China will reach parity with the U.S. in deployed nuclear warheads by the mid-2030s if it continues expanding its nuclear arsenal at current rates, the report warns. On top of that, Russia will likely continue to be the largest nuclear force in the world. The U.S. has an estimated stockpile of 3,708 nuclear warheads, while Russia has more than 4,000, according to reports by the Federation of American Scientists, a U.S.-based think-tank. China’s estimated stockpile includes about 410 nuclear warheads, according to FAS.

While the report focuses heavily on a worst-case scenario of coordinated Russian and Chinese aggression, Ankit Panda, a nuclear expert at the Carnegie Endowment for International Peace, says that the commission has focused too singularly on this threat.

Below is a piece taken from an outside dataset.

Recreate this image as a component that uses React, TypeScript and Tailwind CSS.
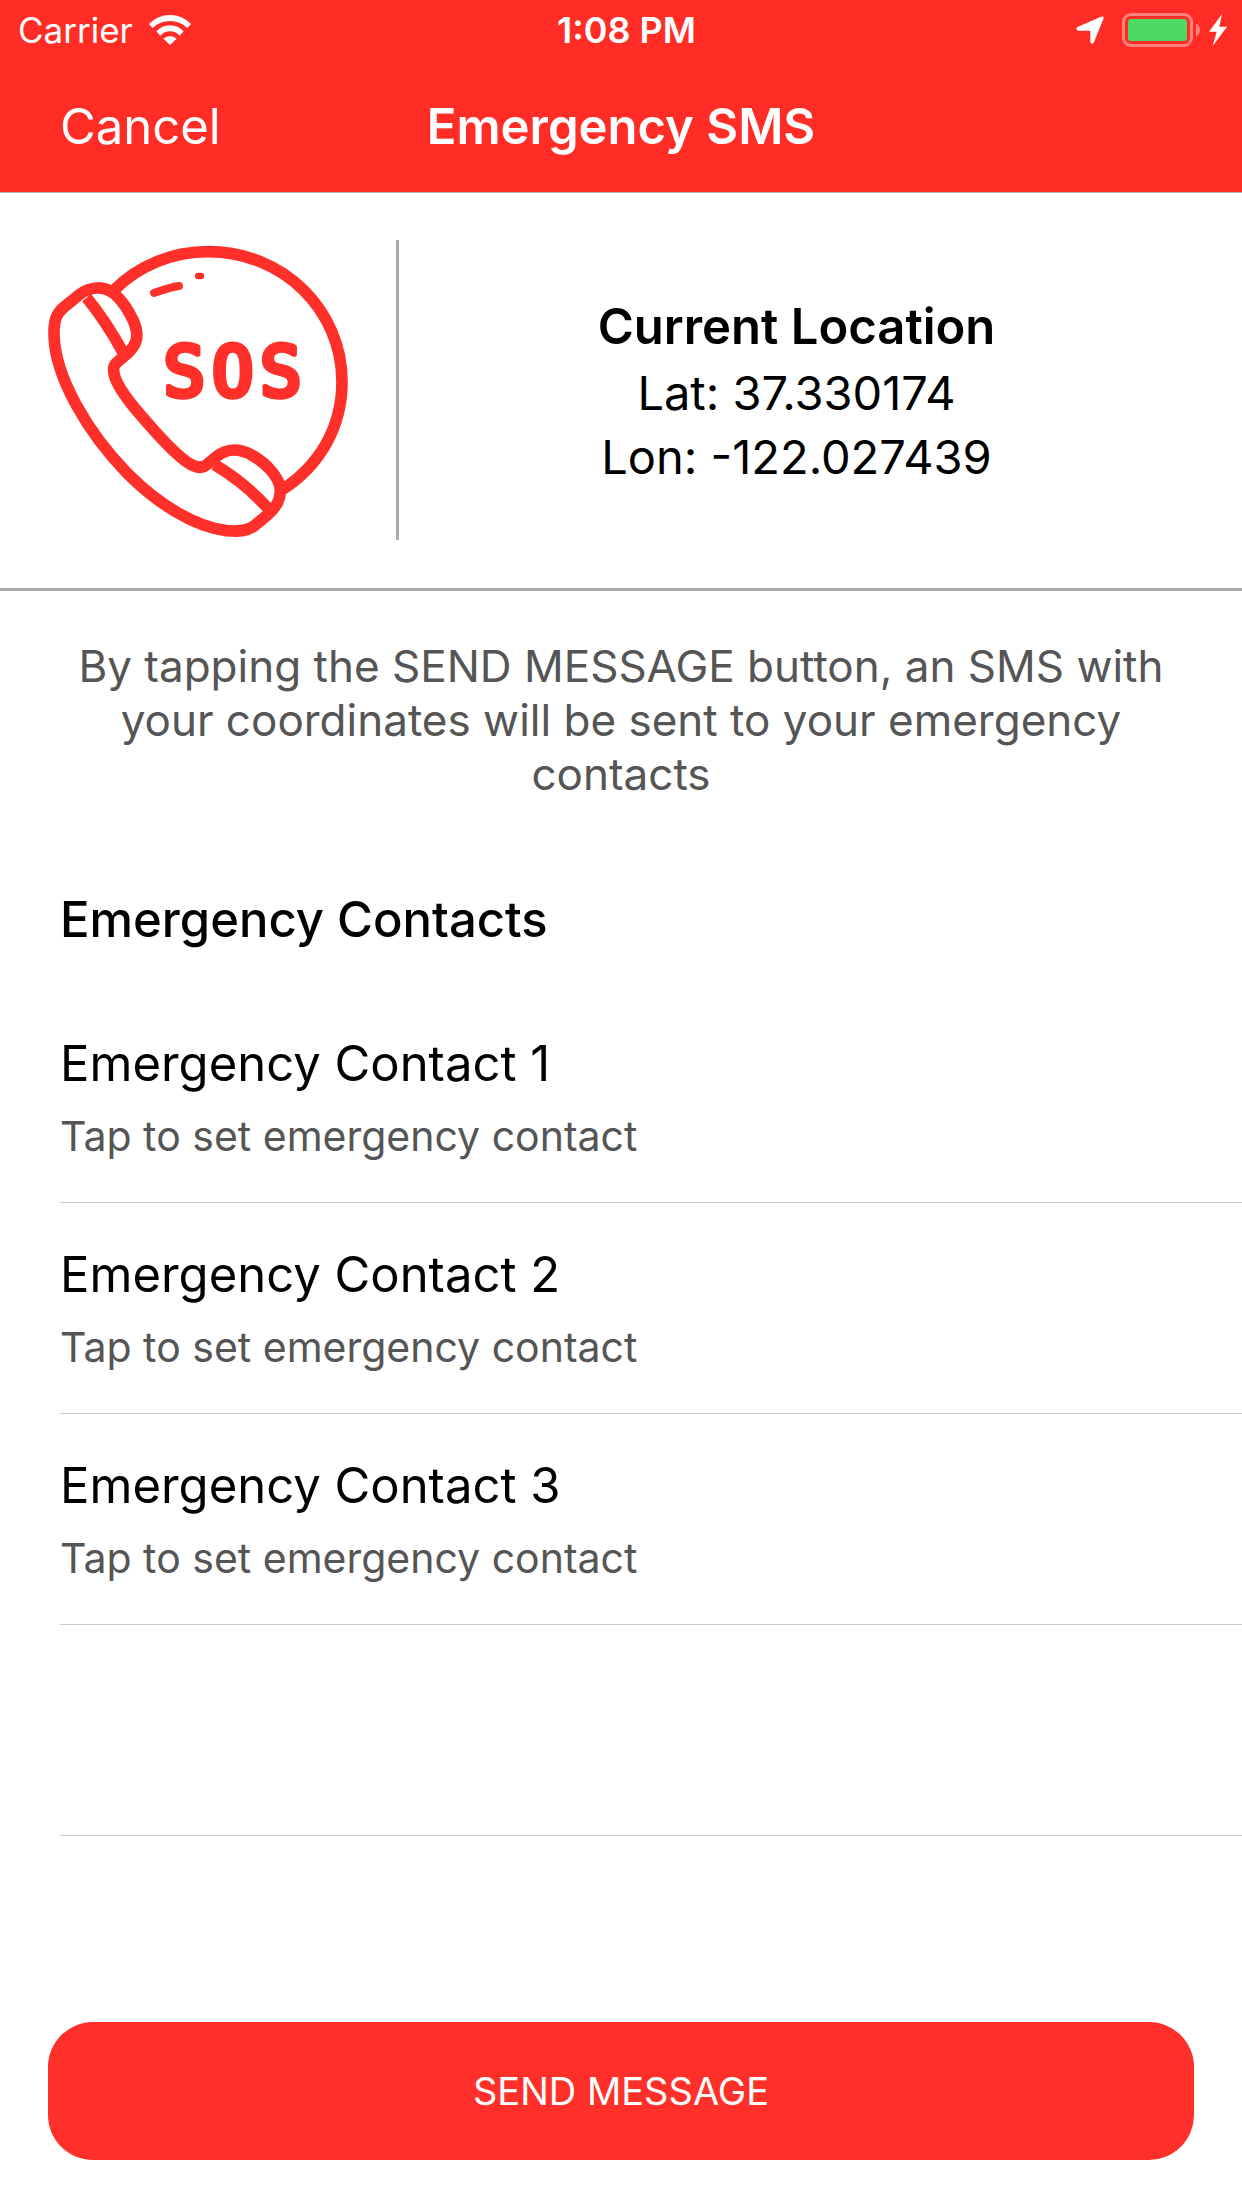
import React from 'react';

interface Contact {
    id: number;
    name: string;
    detail: string;
}

const contacts: Contact[] = [
    { id: 1, name: 'Emergency Contact 1', detail: 'Tap to set emergency contact' },
    { id: 2, name: 'Emergency Contact 2', detail: 'Tap to set emergency contact' },
    { id: 3, name: 'Emergency Contact 3', detail: 'Tap to set emergency contact' }
];

const WifiIcon: React.FC = () => (
    <svg className="w-[42px] h-[30px]" viewBox="0 0 126 90" fill="#fff" aria-hidden="true">
        <path d="M0 27Q26 0 63 0T126 27L115 39Q93 18 63 18T11 39Z" />
        <path d="M22 49Q39 31 63 31T104 49L92 62Q80 49 63 49T34 62Z" />
        <path d="M43 71Q63 55 83 71L63 90Z" />
    </svg>
);

const LocationIcon: React.FC = () => (
    <svg className="w-[28px] h-[28px]" viewBox="0 0 84 84" fill="#fff" aria-hidden="true">
        <path d="M75 2Q86-1 82 9L54 79Q51 85 46 82Q43 81 43 77V48Q43 44 39 44H8Q1 44 1 39Q1 34 6 32Z" />
    </svg>
);

const BatteryIcon: React.FC = () => (
    <svg className="w-[78px] h-[34px]" viewBox="0 0 78 34" aria-hidden="true">
        <rect x="1.5" y="1.5" width="68" height="31" rx="7.5" fill="none" stroke="#fff" strokeOpacity="0.4" strokeWidth="3" />
        <rect x="6" y="6" width="59" height="22" rx="3" fill="#4cd964" />
        <path d="M74 10.500Q78 13 78 17T74 23.500Z" fill="#fff" fillOpacity="0.4" />
    </svg>
);

const BoltIcon: React.FC = () => (
    <svg className="w-[18px] h-[32px]" viewBox="0 0 54 96" fill="#fff" aria-hidden="true">
        <path d="M39 0L0 53H23L11 96L54 38H31Z" />
    </svg>
);

const SosIcon: React.FC = () => (
    <svg className="w-[300px] h-[300px] shrink-0" viewBox="54 30 900 900" role="img" aria-label="SOS call">
        <g fill="none" stroke="#ff2f29" strokeWidth="35">
            {/* Globe */}
            <path d="M254 179C325 106 428 65 535 65C760 65 936 240 936 456C936 590 870 705 758 778" />
            {/* Handset */}
            <path d="M144 197C180 166 224 168 254 192C274 210 297 244 309 270C330 316 322 346 288 374L264 395C248 405 249 420 254 440C270 487 322 545 372 601C428 663 462 693 484 704C504 715 520 714 533 702L552 686C590 652 627 654 667 676C710 701 742 737 750 770C755 806 740 830 712 855L671 889C650 904 626 905 590 902C500 892 390 828 292 730C175 610 72 440 72 309C72 270 79 252 100 233Z" />
            <path d="M170 203C206 247 247 309 279 367" />
            <path d="M554 704C610 737 667 783 712 833" />
        </g>
        <g fill="none" stroke="#ff2f29" strokeLinecap="round">
            <path d="M372 189C395 181 418 172 447 168" strokeWidth="24" />
            <path d="M504 138H513" strokeWidth="19" />
        </g>
        <text
            x="463 608 752"
            y="497"
            textAnchor="middle"
            className="font-['DejaVu_Sans_Mono',monospace]"
            fontSize="207"
            fill="#ff2f29"
            stroke="#ff2f29"
            strokeWidth="17"
            strokeLinejoin="round"
        >
            SOS
        </text>
    </svg>
);

const StatusBar: React.FC = () => (
    <div className="h-[60px] grid grid-cols-3 items-center pl-[18px] pr-[15px]">
        <div className="flex items-center gap-4 text-[35px]">
            <span>Carrier</span>
            <WifiIcon />
        </div>
        <span className="pl-2 text-center text-[36px] font-semibold">1:08 PM</span>
        <div className="flex items-center justify-end">
            <LocationIcon />
            <span className="w-[18px]"></span>
            <BatteryIcon />
            <span className="w-[9px]"></span>
            <BoltIcon />
        </div>
    </div>
);

const NavBar: React.FC = () => (
    <div className="h-[132px] grid grid-cols-[1fr_auto_1fr] items-center px-[60px] pt-[2px]">
        <button className="justify-self-start text-[49px]">Cancel</button>
        <h1 className="text-center text-[49px] font-semibold whitespace-nowrap">Emergency SMS</h1>
    </div>
);

const ContactRow: React.FC<{ contact: Contact }> = ({ contact }) => (
    <li className="border-b border-[#c8c7cc]">
        <button className="w-full h-[210px] flex flex-col justify-center gap-2 pt-[5px] text-left">
            <span className="text-[49px] leading-[64px]">{contact.name}</span>
            <span className="text-[41px] leading-[64px] text-[#555]">{contact.detail}</span>
        </button>
    </li>
);

const App: React.FC = () => {
    return (
        <div className="min-h-screen flex flex-col bg-white text-black font-['Inter',sans-serif]">
            <header className="bg-[#ff2d26] text-white border-b border-[#b2b2b2]">
                <StatusBar />
                <NavBar />
            </header>

            {/* Location */}
            <section className="flex items-center px-[48px] pt-[47px] pb-[48px] border-b-3 border-[#aaa]">
                <SosIcon />
                <div className="w-[3px] h-[300px] ml-[48px] bg-[#aaa]"></div>
                <div className="flex-1 pt-[3px] text-center text-[47px] leading-[64px]">
                    <h2 className="mb-[2px] text-[49px] font-semibold">Current Location</h2>
                    <p>Lat: 37.330174</p>
                    <p>Lon: -122.027439</p>
                </div>
            </section>

            <main className="flex-1 flex flex-col">
                <p className="px-[60px] pt-[48px] text-center text-[44px] leading-[54px] text-[#555]">
                    By tapping the SEND MESSAGE button, an SMS with your coordinates will be sent to your emergency contacts
                </p>

                <h2 className="pl-[60px] mt-[87px] mb-[40px] text-[49px] leading-[64px] font-medium">Emergency Contacts</h2>

                <ul className="pl-[60px]">
                    {contacts.map(contact => (
                        <ContactRow key={contact.id} contact={contact} />
                    ))}
                    <li className="h-[211px] border-b border-[#c8c7cc]"></li>
                </ul>
            </main>

            <footer className="p-[48px]">
                <button className="w-full h-[138px] rounded-[45px] bg-[#ff2f29] text-white text-[38px]">SEND MESSAGE</button>
            </footer>
        </div>
    );
};

export default App;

This should "be better borne out by the evidence we've seen of how Moscow and Beijing cooperate in crises," he says, adding: “the other thing here is if the prescriptions are followed, the United States, I think, is very likely to find itself in a new arms race.”

The Biden Administration has sought to tamp down on fears of facing two major nuclear adversaries. “The United States does not need to increase our nuclear forces to outnumber the combined total of our competitors in order to successfully deter them,” Biden’s National Security Adviser Jake Sullivan said in June. Sullivan also said that the U.S.’s advanced non-nuclear weaponry will likely remain far more capable than its rivals'.

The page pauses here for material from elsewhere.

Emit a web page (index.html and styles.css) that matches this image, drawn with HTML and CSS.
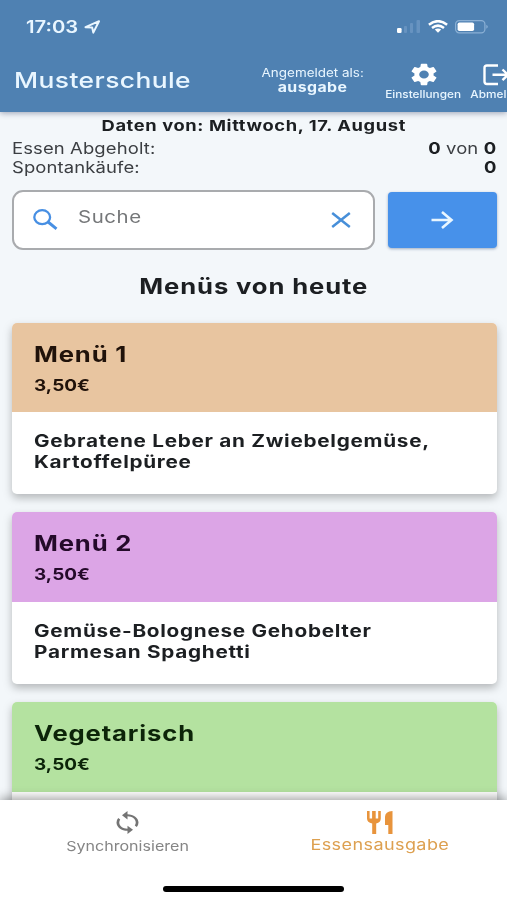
FILE: index.html
```html
<!DOCTYPE html>
<html lang="de">
<head>
<meta charset="utf-8">
<title>Musterschule</title>
<link rel="stylesheet" href="styles.css">
</head>
<body>
<div class="app">
  <header class="top">
    <div class="status">
      <span class="wide clock">17:03</span>
      <svg class="locate" width="17" height="14" viewBox="0 0 17 14"><path d="M1.500 7.200 15 1.200 9.300 12.600 8.200 7.600z" fill="none" stroke="#e9f6ff" stroke-width="2" stroke-linejoin="round"/></svg>
      <svg class="signal" width="24" height="13" viewBox="0 0 24 13"><rect x="0" y="8" width="4.600" height="5" rx="1.200" fill="#fff"/><g fill="#6793c0"><rect x="7" y="6" width="3" height="7" rx="1"/><rect x="13" y="3" width="3" height="10" rx="1"/><rect x="19.500" y="0" width="3.500" height="13" rx="1"/></g></svg>
      <svg class="wifi" width="20" height="13" viewBox="0 0 20 13"><g fill="none" stroke="#fff" stroke-width="2.500"><path d="M.9 4.700Q10-2.400 19.100 4.700"/><path d="M4 8Q10 3.300 16 8"/></g><path d="M6.800 9.600Q10 7.400 13.200 9.600L10 12.800z" fill="#fff"/></svg>
      <svg class="battery" width="34" height="14" viewBox="0 0 34 14"><rect x=".6" y=".6" width="29.300" height="12.200" rx="3.600" fill="none" stroke="#8bb0d5" stroke-width="1.200"/><rect x="2.600" y="2.400" width="16.500" height="8.700" rx="1.800" fill="#fff"/><path d="M31.300 4.700q3 2 0 4z" fill="#8bb0d5"/></svg>
    </div>
    <div class="bar">
      <h1 class="title"><span class="wide">Musterschule</span></h1>
      <div class="user"><span class="wide mid user-label">Angemeldet als:</span><strong class="wide mid user-name">ausgabe</strong></div>
      <div class="action settings">
        <svg width="32" height="27" viewBox="0 0 24 24" preserveAspectRatio="none"><path fill="#fff" d="M19.140 12.940c.04-.3.06-.61.06-.94s-.02-.64-.07-.94l2.030-1.580a.49.49 0 0 0 .12-.61l-1.920-3.320a.49.49 0 0 0-.59-.22l-2.390.96c-.5-.38-1.030-.7-1.620-.94l-.36-2.540a.48.48 0 0 0-.48-.41h-3.840a.47.47 0 0 0-.47.41l-.36 2.540c-.59.24-1.130.57-1.620.94l-2.390-.96a.48.48 0 0 0-.59.22L2.740 8.870a.47.47 0 0 0 .12.61l2.030 1.580c-.05.3-.09.63-.09.94s.02.64.07.94l-2.030 1.580a.49.49 0 0 0-.12.61l1.920 3.320c.12.22.37.29.59.22l2.390-.96c.5.38 1.030.7 1.620.94l.36 2.540c.05.24.24.41.48.41h3.840c.24 0 .44-.17.47-.41l.36-2.540c.59-.24 1.130-.56 1.620-.94l2.390.96c.22.08.47 0 .59-.22l1.920-3.320a.47.47 0 0 0-.12-.61zM12 15.600A3.600 3.600 0 1 1 12 8.400a3.600 3.600 0 0 1 0 7.200z"/></svg>
        <span class="wide mid action-label">Einstellungen</span>
      </div>
      <div class="action logout">
        <svg width="32" height="22" viewBox="0 0 32 22"><path d="M15 1.500H4Q1.500 1.500 1.500 4v13.500Q1.500 20 4 20h11M9.500 10.800H27M19.500 5.500l5.500 5.300-5.500 5.300" fill="none" stroke="#fff" stroke-width="2.400"/></svg>
        <span class="wide mid action-label">Abmelden</span>
      </div>
    </div>
  </header>
  <main class="content">
    <div class="date"><strong class="wide mid">Daten von: Mittwoch, 17. August</strong></div>
    <div class="row"><span class="wide">Essen Abgeholt:</span><span class="wide end"><b>0</b> von <b>0</b></span></div>
    <div class="row"><span class="wide">Spontankäufe:</span><span class="wide end"><b>0</b></span></div>
    <div class="search">
      <div class="field">
        <svg width="25" height="21" viewBox="0 0 25 21" fill="none" stroke="#478fe3"><ellipse cx="9.200" cy="8.200" rx="7.900" ry="7" stroke-width="2.300"/><path d="M14.500 12.500 23.500 19.800" stroke-width="2.900"/></svg>
        <span class="wide hint">Suche</span>
        <svg class="clear" width="20" height="16" viewBox="0 0 20 16"><path d="M1.200 1 18.800 15M18.800 1 1.200 15" stroke="#478fd9" stroke-width="2.500"/></svg>
      </div>
      <div class="go"><svg width="23" height="18" viewBox="0 0 23 18"><path d="M.5 9H21M11 1l9.500 8-9.500 8" fill="none" stroke="#e9f6ff" stroke-width="2.600"/></svg></div>
    </div>
    <h2 class="heading"><span class="wide mid">Menüs von heute</span></h2>
    <div class="menus">
      <section class="card">
        <div class="card-head orange"><h3 class="name"><span class="wide">Menü 1</span></h3><p class="price"><span class="wide">3,50€</span></p></div>
        <p class="dish"><span class="wide">Gebratene Leber an Zwiebelgemüse,<br>Kartoffelpüree</span></p>
      </section>
      <section class="card">
        <div class="card-head violet"><h3 class="name"><span class="wide">Menü 2</span></h3><p class="price"><span class="wide">3,50€</span></p></div>
        <p class="dish"><span class="wide">Gemüse-Bolognese Gehobelter<br>Parmesan Spaghetti</span></p>
      </section>
      <section class="card">
        <div class="card-head green"><h3 class="name"><span class="wide">Vegetarisch</span></h3><p class="price"><span class="wide">3,50€</span></p></div>
      </section>
    </div>
  </main>
  <nav class="tabs">
    <div class="tab">
      <svg width="33" height="25" viewBox="0 0 24 24" preserveAspectRatio="none"><path fill="#747474" d="M12 4V1L8 5l4 4V6c3.310 0 6 2.690 6 6 0 1.010-.250 1.970-.7 2.800l1.460 1.460A7.930 7.930 0 0 0 20 12c0-4.420-3.580-8-8-8zm0 14c-3.310 0-6-2.690-6-6 0-1.010.250-1.970.7-2.800L5.240 7.740A7.930 7.930 0 0 0 4 12c0 4.420 3.580 8 8 8v3l4-4-4-4v3z"/></svg>
      <span class="wide mid tab-label">Synchronisieren</span>
    </div>
    <div class="tab active">
      <svg width="26" height="23" viewBox="0 0 26 23"><path fill="#e8943c" d="M0 0h2.600v7.500h2.500V0H8.700v7.500h2.500V0H13.800v7.500q0 4-4.600 5V23H5.200V12.500Q0 11.500 0 7.500zM25.500 0v23h-4.200v-9H18V6q0-5.500 7.500-6z"/></svg>
      <span class="wide mid tab-label">Essensausgabe</span>
    </div>
    <div class="home"></div>
  </nav>
</div>
</body>
</html>
```
FILE: styles.css
```css
* { box-sizing: border-box; margin: 0; padding: 0; }
body { width: 507px; height: 900px; overflow: hidden; font-family: Inter, "Liberation Sans", sans-serif; color: #1c1f22; background: #f3f7fa; }
svg { display: block; flex: none; }
.app { height: 900px; display: flex; flex-direction: column; overflow: hidden; }

/* Extended letterforms: every label is widened around its anchor side */
.wide { display: inline-block; white-space: nowrap; transform: scaleX(var(--stretch, 1.19)); transform-origin: left center; }
.mid { transform-origin: center; }
.end { transform-origin: right center; }

.top { flex: none; height: 111.5px; background: #4f81b2; color: #e9f6ff; position: relative; z-index: 2; box-shadow: 0 1px 6px rgba(40, 50, 90, .45); }
.status { height: 52px; padding: 1px 18px 0 26px; display: flex; align-items: center; }
.clock { width: 58px; font-size: 17px; font-weight: 600; line-height: 20px; }
.signal { margin-left: auto; margin-right: 7px; }
.wifi { margin-right: 7px; }
.bar { height: 60px; padding-left: 14px; display: flex; align-items: flex-start; }
.title { --stretch: 1.2; flex: none; width: 247px; font-size: 22px; font-weight: 500; line-height: 57px; letter-spacing: .35px; }
.user { flex: none; width: 103px; padding-top: 14px; display: flex; flex-direction: column; align-items: center; }
.user-label { --stretch: 1.17; font-size: 11.5px; line-height: 14px; }
.user-name { --stretch: 1.22; font-size: 13px; line-height: 14px; letter-spacing: .35px; }
.action { flex: none; display: flex; flex-direction: column; align-items: center; }
.action svg { margin-top: 9px; margin-bottom: 1px; }
.settings { width: 75px; margin-left: 22px; }
.logout { width: 60px; margin-left: 8px; }
.logout svg { margin-top: 12px; margin-bottom: 3px; }
.action-label { --stretch: 1.145; font-size: 10.3px; font-weight: 500; line-height: 11px; }

.content { flex: 1; min-height: 0; padding: 0 10.5px 0 11.5px; overflow: hidden; }
.date { --stretch: 1.22; height: 27px; line-height: 27px; text-align: center; font-size: 15px; letter-spacing: .5px; }
.date strong { font-weight: 700; }
.row { display: flex; justify-content: space-between; height: 19px; line-height: 19px; font-size: 15.5px; letter-spacing: .1px; color: #3b3e42; }
.row b { font-weight: 700; color: #1c1f22; }
.search { height: 60px; margin-top: 13px; display: flex; align-items: center; justify-content: space-between; }
.field { width: 363px; height: 60px; padding: 0 22px 0 19px; display: flex; align-items: center; border: 2.5px solid #a9abae; border-radius: 11px; background: #fff; }
.hint { --stretch: 1.2; margin: -5px 0 0 20px; font-size: 17px; letter-spacing: .5px; color: #757779; }
.clear { margin-left: auto; }
.go { width: 109px; height: 56px; display: flex; align-items: center; justify-content: center; border-radius: 4px; background: #4791ea; box-shadow: 0 1px 3px rgba(30, 60, 110, .4); }
.heading { --stretch: 1.22; height: 73px; line-height: 73px; text-align: center; font-size: 21px; font-weight: 700; letter-spacing: .72px; }
.menus { display: flex; flex-direction: column; gap: 17.7px; filter: drop-shadow(0 4px 4px rgba(0, 0, 0, .26)); }
.card { flex: none; height: 171.9px; overflow: hidden; border-radius: 5px; background: #fff; }
.card-head { height: 89.9px; padding: 17px 0 0 22px; }
.orange { background: #e8c5a0; color: #20120a; }
.violet { background: #dca5e6; color: #240a2a; }
.green { background: #b4e2a0; color: #0c2409; }
.name { --stretch: 1.22; font-size: 21px; font-weight: 700; line-height: 30px; letter-spacing: .7px; }
.price { --stretch: 1.22; margin-top: 4px; font-size: 15.5px; font-weight: 700; line-height: 24px; letter-spacing: .05px; }
.dish { --stretch: 1.22; padding: 19px 0 0 22px; font-size: 17px; font-weight: 700; line-height: 21px; letter-spacing: .58px; }

.tabs { flex: none; height: 100px; display: grid; grid-template-columns: 1fr 1fr; grid-template-rows: 86px 14px; background: #fff; position: relative; z-index: 2; box-shadow: 0 -2px 10px rgba(0, 0, 0, .38); }
.tab { display: flex; flex-direction: column; align-items: center; padding: 10px 0 0 1px; color: #858585; }
.tab-label { margin-top: 2px; font-size: 13.5px; line-height: 18px; }
.active { padding: 11px 0 0; color: #dda050; }
.active .tab-label { --stretch: 1.2; font-size: 15px; letter-spacing: .35px; }
.home { grid-column: 1 / 3; justify-self: center; width: 181px; height: 6px; border-radius: 3px; background: #000; }
```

Some experts tell TIME that the existing initiatives to upgrade the U.S.'s nuclear arsenal—at an estimated cost of over $1 trillion over the next three decades—are already sufficient for national security purposes. “My priority would not be on going beyond the current modernization plan,” says Lynn Rusten, vice president for the Nuclear Threat Initiative think-tank's Global Nuclear Policy Program.

Rusten says her priority “would be just having a sensible deterrent, pursuing diplomacy to keep Russia under limits, have a dialogue with China to understand what they're doing, and seeing if we can stop what could become a nuclear arms race in the Asia-Pacific.”

Securing funds for the modernization program has at times been a challenge. “Now, you know, funds get authorized but they don't get appropriated,” says Rose Gottemoeller, one of the commissioners of the report and former Deputy Secretary General of NATO. “It's very important that Congress stay focused on the funding that's required.”

In addition to speeding up the modernization program, the report calls for increasing weapons production including B-21 stealth bombers and intercontinental missiles, and expanding the country’s nuclear weapons industrial base to upgrade 1940s-era Manhattan Project facilities.

“While it requires significant investment to maintain a strategic posture sufficient to prevent war with a major power, it will be far more expensive, in lives and resources, to fight such a war,” the report says.